The deep learning literature in speech or image classification significantly influenced the music informatics research community. For example, many researchers use small squared filters for their work with music spectrograms, similarly as in computer vision. However, how do we know that the relevant local stationarities in music (spectrograms) can be modeled by small squared filters? As seen, it is still not clear which are the best architectures to fit music audio. It is hard to discover the adequate combination of parameters for a particular task, which leads to architectures being difficult to interpret.

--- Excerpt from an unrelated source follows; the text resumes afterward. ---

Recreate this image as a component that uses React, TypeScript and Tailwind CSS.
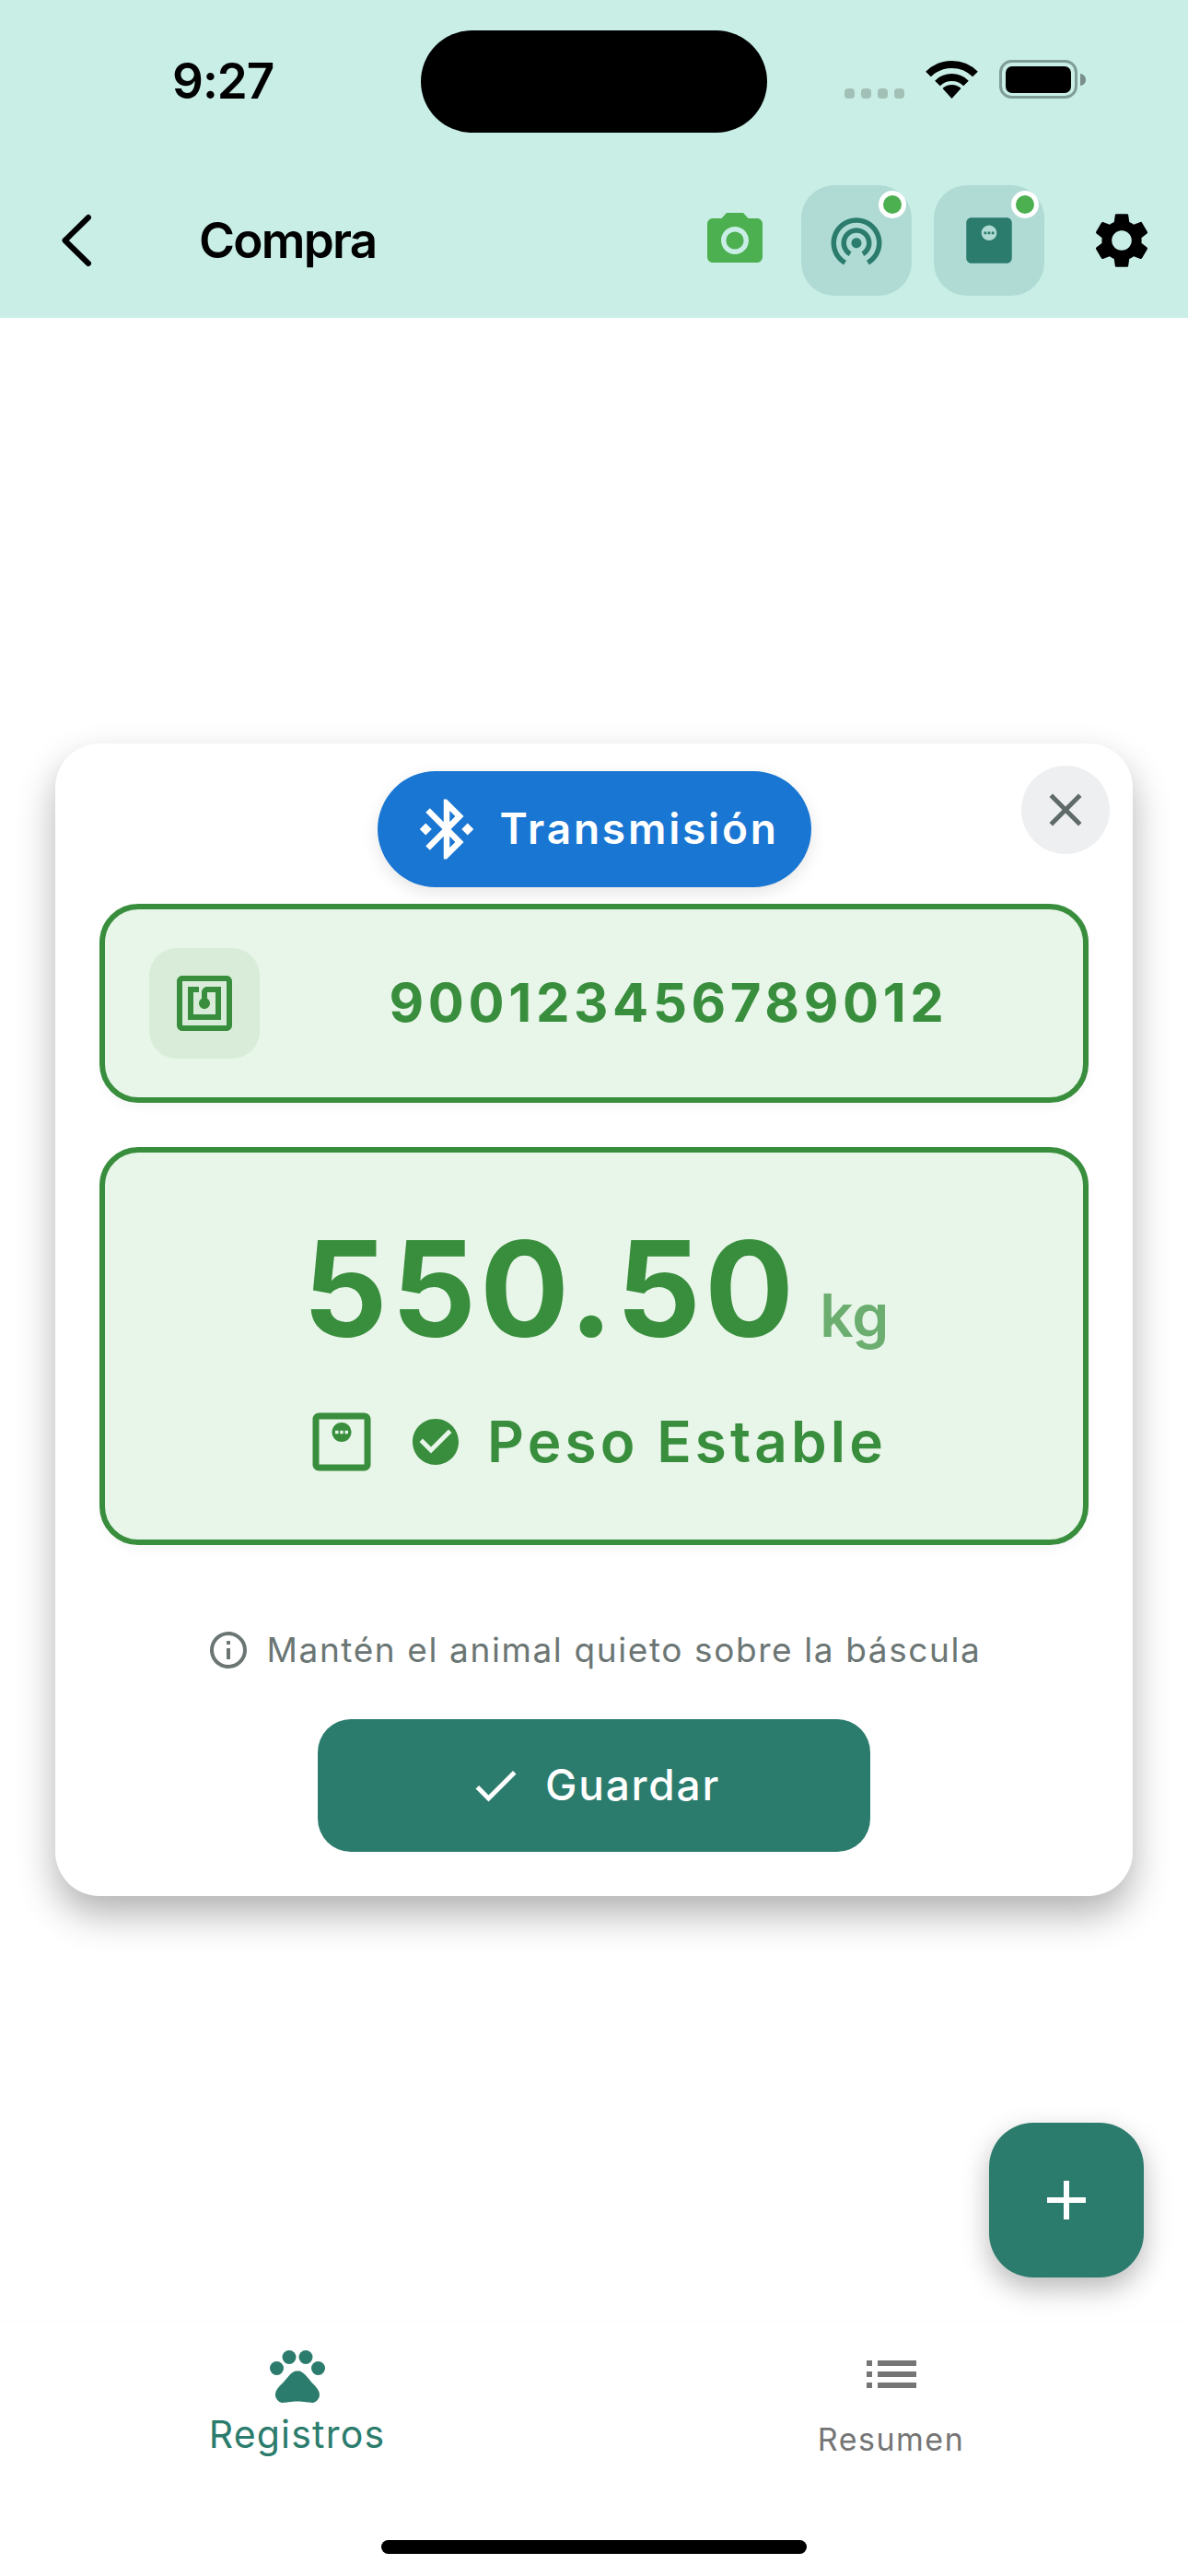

Given this, it might be interesting to rationalize the design process by exploring deep learning architectures specifically thought to fit music audio - what will probably lead to more successful and understandable models. We will discuss our work using musically motivated architectures, that are designed considering the conclusions of a CNNs filter shapes discussion for music spectrograms.
We present a method for recognizing musical instruments in user-generated videos. Musical instrument recognition is a well-known task in the music information retrieval (MIR) field, and it is mostly based on the analysis of good-quality audio material. Our scenario is much more challenging as videos may contain multiple instruments sounding simultaneously, background noise and are varied in terms of recording conditions and quality. Our approach captures multimodal information embedded in the audio and visual domains. We develop a convolutional Neural Network (CNN) architecture which combines learned representations from both modalities at a late fusion stage.
Our approach is trained and evaluated on two large-scale video datasets: YouTube-8M and FCVID, and additionally evaluated using a novel dataset, that we have specially designed for this task. The proposed architecture demonstrates state-of-the-art performance in audio and video object recognition, provide additional robustness to missing modalities, and remains computationally cheap to train.